If you’re just using some ideas from agile in order to do more with less, the risk is that you may be working too fast—and that leads to mistakes. Automation tools like Litmus Test can do the heavy lifting for you because QA testing emails for things like broken links are so easy to miss.
Which are the tools that assist the agile methodology? Any specific ones an email marketer would need toinvest in?
Magan: If we’re just talking tools, some helpful ones are:
- WYSIWYG or visual editor, preferably one that’s drag-and-drop to make it easy for literally anyone to build emails (there are several choices out there, including Litmus Builder)—and even better if it also syncs your code instantly to your ESP
- Collaboration or messaging tool to keep everyone on the same page and to make the feedback process seamless (of course I have to mention Litmus Proof but even something like Slack works; just avoid email threads!)
- Automated QA testing tool because it’ll save you a ton of time and catch critical issues you might overlook
- Automated reporting tool because manually pulling data takes way too long (and please don’t skip post-send analysis)
The recurring theme is efficiency!
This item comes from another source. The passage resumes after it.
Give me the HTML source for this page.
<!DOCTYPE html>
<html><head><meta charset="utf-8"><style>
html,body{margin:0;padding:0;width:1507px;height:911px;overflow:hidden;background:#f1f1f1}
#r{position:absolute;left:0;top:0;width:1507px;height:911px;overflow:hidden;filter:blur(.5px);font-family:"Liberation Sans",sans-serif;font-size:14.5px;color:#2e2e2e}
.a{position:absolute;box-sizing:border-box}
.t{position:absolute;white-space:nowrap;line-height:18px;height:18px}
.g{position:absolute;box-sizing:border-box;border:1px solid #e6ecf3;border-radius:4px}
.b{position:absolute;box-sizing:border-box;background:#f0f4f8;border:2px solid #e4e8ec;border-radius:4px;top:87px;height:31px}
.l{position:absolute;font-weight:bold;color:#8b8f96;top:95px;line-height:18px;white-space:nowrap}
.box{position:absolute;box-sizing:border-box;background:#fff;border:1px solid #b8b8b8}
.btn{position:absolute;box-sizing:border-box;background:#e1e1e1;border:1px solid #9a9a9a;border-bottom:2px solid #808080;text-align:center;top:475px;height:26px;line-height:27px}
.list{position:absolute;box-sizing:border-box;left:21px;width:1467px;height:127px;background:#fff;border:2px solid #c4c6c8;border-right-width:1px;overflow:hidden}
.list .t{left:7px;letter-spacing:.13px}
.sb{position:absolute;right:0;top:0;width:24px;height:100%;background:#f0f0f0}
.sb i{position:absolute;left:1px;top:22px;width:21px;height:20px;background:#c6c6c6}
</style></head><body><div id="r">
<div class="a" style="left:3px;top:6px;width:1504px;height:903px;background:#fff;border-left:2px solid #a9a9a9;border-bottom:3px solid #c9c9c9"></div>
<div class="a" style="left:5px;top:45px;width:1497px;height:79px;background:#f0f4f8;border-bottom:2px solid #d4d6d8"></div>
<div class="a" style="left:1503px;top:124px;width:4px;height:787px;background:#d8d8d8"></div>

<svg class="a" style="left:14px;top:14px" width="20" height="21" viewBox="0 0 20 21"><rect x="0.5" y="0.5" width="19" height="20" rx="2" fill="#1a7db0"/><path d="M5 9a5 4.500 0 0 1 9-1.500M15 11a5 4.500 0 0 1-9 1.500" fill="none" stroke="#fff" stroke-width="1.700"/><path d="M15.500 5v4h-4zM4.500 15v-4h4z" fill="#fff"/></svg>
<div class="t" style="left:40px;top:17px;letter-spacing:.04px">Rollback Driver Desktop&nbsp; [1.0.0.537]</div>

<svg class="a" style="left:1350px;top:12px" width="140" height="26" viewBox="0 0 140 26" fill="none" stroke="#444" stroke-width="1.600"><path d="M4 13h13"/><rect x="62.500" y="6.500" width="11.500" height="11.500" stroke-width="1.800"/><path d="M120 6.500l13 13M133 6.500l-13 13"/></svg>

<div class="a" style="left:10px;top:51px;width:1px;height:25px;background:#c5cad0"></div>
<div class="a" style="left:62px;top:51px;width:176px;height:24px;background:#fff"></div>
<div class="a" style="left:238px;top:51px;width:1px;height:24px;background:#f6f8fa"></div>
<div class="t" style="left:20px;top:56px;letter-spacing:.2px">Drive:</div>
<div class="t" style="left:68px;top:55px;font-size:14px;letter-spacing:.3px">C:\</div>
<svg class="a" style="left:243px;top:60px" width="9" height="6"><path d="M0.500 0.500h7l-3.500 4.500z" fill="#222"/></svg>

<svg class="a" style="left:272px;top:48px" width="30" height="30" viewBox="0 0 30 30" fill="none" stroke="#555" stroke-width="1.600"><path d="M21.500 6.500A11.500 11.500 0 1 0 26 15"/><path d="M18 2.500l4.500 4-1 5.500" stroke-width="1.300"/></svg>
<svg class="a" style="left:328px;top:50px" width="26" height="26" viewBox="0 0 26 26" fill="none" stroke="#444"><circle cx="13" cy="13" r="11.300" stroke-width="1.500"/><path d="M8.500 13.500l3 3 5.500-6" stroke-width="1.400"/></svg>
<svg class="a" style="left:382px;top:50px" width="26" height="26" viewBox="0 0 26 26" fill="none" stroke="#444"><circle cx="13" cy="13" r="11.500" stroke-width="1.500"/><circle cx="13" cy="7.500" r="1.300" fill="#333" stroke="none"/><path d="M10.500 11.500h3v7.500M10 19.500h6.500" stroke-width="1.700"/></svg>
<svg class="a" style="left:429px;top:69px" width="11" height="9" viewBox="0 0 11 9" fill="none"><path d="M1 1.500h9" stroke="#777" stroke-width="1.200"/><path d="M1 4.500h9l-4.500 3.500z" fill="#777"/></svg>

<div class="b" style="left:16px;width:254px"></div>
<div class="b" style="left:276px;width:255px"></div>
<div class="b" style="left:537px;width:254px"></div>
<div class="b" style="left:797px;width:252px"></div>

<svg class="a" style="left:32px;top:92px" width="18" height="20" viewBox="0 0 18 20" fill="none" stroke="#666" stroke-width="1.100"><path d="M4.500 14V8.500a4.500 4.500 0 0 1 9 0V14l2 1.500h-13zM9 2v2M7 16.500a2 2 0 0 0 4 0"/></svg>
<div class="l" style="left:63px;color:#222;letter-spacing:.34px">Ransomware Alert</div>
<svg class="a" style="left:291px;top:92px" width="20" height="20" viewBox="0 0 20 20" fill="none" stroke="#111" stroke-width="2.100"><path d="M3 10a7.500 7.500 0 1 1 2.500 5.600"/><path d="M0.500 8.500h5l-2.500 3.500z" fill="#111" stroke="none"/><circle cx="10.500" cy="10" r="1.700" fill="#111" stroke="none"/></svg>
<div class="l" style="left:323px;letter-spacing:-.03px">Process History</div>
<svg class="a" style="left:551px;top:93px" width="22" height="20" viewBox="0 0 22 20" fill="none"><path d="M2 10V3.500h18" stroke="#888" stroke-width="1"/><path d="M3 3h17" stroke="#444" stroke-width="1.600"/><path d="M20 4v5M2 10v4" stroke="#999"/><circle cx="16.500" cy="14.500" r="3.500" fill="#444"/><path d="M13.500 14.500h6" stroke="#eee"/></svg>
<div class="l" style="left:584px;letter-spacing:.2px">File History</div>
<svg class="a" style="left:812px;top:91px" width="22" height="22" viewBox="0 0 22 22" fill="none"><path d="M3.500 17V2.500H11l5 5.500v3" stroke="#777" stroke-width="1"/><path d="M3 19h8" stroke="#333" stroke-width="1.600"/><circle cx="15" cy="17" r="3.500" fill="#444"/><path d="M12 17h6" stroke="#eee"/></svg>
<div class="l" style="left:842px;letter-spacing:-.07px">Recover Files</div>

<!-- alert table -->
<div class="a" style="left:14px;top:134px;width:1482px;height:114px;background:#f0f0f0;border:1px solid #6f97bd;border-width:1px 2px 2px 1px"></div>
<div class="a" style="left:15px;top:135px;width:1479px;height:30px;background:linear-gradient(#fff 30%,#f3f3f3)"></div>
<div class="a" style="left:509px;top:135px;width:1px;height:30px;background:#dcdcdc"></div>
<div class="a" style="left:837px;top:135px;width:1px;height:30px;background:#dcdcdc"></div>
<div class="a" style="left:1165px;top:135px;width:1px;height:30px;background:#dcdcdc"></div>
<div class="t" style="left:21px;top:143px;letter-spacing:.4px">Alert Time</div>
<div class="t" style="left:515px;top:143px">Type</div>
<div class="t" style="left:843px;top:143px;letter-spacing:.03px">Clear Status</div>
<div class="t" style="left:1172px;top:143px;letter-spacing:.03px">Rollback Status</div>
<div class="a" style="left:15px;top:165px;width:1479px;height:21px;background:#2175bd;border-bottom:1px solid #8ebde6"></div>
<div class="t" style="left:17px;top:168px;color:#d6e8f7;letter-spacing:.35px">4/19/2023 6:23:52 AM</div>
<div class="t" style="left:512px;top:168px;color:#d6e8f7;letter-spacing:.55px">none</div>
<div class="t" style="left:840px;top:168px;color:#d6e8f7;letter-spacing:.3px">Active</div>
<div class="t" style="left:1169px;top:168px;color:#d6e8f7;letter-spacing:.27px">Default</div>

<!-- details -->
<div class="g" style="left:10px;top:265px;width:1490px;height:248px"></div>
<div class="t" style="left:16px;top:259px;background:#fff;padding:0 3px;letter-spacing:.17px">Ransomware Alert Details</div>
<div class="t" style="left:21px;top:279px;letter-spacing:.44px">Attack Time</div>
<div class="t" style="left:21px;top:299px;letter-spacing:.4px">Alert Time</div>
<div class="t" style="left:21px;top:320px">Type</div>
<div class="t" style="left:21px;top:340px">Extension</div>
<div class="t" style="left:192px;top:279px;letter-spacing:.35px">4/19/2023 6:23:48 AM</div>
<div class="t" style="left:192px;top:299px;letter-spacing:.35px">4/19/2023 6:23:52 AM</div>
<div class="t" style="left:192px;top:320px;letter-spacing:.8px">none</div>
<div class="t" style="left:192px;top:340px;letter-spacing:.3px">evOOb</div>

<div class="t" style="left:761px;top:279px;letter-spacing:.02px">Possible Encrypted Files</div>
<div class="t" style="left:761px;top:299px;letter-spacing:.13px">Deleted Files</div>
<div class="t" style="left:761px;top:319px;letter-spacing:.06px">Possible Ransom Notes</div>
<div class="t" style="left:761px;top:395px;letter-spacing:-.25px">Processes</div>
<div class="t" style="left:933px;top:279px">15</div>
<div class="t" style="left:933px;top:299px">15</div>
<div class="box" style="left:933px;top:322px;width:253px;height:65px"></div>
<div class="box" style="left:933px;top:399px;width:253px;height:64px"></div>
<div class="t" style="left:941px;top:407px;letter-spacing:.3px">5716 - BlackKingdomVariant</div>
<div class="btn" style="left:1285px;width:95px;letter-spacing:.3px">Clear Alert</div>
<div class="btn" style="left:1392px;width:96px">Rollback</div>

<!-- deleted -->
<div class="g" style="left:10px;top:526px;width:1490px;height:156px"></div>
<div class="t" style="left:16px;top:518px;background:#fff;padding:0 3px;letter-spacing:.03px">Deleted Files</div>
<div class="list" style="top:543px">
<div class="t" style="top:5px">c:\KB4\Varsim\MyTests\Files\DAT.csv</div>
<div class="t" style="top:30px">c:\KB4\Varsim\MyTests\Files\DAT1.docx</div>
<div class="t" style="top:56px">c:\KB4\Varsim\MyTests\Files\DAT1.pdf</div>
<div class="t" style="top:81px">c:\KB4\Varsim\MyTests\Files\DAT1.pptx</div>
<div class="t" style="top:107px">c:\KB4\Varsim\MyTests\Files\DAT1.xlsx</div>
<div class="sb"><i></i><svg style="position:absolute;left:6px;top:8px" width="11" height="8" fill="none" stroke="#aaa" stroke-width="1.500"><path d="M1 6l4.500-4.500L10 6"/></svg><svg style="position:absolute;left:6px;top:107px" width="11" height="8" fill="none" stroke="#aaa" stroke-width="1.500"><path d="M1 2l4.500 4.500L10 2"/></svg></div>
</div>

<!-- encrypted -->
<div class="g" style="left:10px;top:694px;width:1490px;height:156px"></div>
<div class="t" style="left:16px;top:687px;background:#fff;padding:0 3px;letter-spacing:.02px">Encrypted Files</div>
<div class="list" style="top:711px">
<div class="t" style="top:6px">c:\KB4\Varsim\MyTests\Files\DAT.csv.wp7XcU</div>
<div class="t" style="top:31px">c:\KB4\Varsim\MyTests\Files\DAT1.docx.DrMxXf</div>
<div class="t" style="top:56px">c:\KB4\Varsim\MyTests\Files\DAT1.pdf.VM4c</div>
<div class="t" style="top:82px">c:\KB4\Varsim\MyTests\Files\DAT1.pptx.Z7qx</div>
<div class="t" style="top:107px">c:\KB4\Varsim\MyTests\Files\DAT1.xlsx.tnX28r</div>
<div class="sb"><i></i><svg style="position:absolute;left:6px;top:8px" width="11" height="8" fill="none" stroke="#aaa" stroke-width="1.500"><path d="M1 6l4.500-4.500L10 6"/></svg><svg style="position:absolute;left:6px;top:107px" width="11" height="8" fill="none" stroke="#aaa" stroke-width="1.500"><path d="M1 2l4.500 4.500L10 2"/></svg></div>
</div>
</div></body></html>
Get what you can to do great email marketing fast. Automate and use artificial intelligence (AI) as much as possible if it’s in your budget.
Any parting thoughts you would like to share with our readers who wish to employ this technique?
Magan: My biggest advice is to start small. Start with one email. One reusable code module. Or one part of the process. Take a half-step if you need to.
Change is hard and won’t happen overnight. Going agile isn’t an all-or-nothing deal. Even one tiny step will make a world of difference. And those tiny steps add up.
We hope this interview has added to your knowledge about agile email marketing and got you all prepared to go agile.
Thank you Magan for your time and this valuable information. It will surely inspire all our readers to try out agile marketing methodology.